Mexico: Mexico's vast and varied landscape offers plenty of things to see and do. Expect outstanding scuba diving here, thanks to one of the longest coral reefs in the world. Plus, spectacular Mayan ruins are nestled among lush mountainous jungles, brimming with exotic wildlife and numerous hiking trails. The Pacific Coast is home to some world-class surfing, as well as windsurfing. Head to Puerto Escondido's Zicatela Beach for an ideal formation of tubular waves.
Jamaica: Easily accessible from the capital of Kingston, the Blue Mountain Peak provides a myriad of hiking and biking tours through some spectacular natural scenery.

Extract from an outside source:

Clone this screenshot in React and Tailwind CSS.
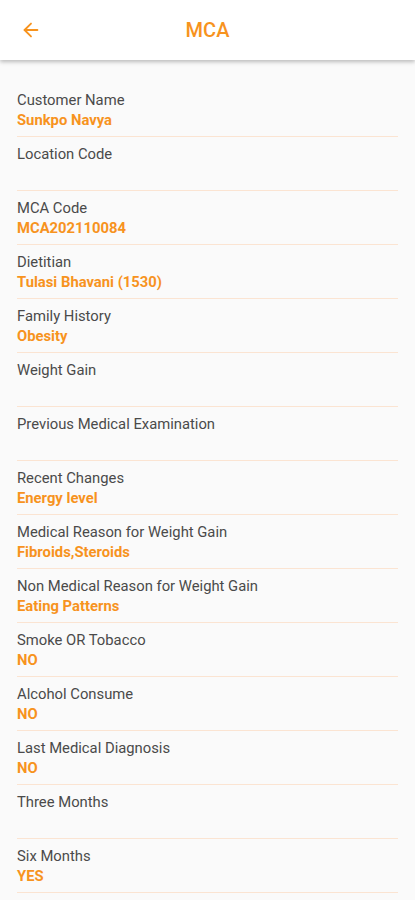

Other highlights include horseback riding along empty beaches, exploring waterfalls and rainforests, and visiting the beautiful Blue Lagoon. You can also count on some fabulous scuba diving, as well as some impressive surfing spots.
Jamaica and Mexico offer different vibes when the sun goes down. In Jamaica, visitors will encounter chilled-out, reggae-infused evenings, and in Mexico, prepare for tequila-fueled mayhem.
Mexico: Many spring breakers head to Mexico, and in particular, Cancun. That's because the country offers a lively nightlife scene, complete with foam parties, wet T-shirt contests, and all-you-can-drink bars. On the other side of the country, Cabo San Lucas offers a similar set-up, with biker bars and all-night clubbing. Want to party with the locals? Head to Mexico City, where you'll find hip party hot spots that are no longer limited to the Zona Rosa neighborhood.
Jamaica: Unsurprisingly, most of Jamaica's laid-back nightlife involves kicking back at a beach bar with a rum-based cocktail while taking in the mellow reggae beats. But that doesn't mean things don't get lively after dark -- at Rick’s Cafe, drinks are served from bathtubs, crowds are entertained by diving shows, and live music continues well into the night.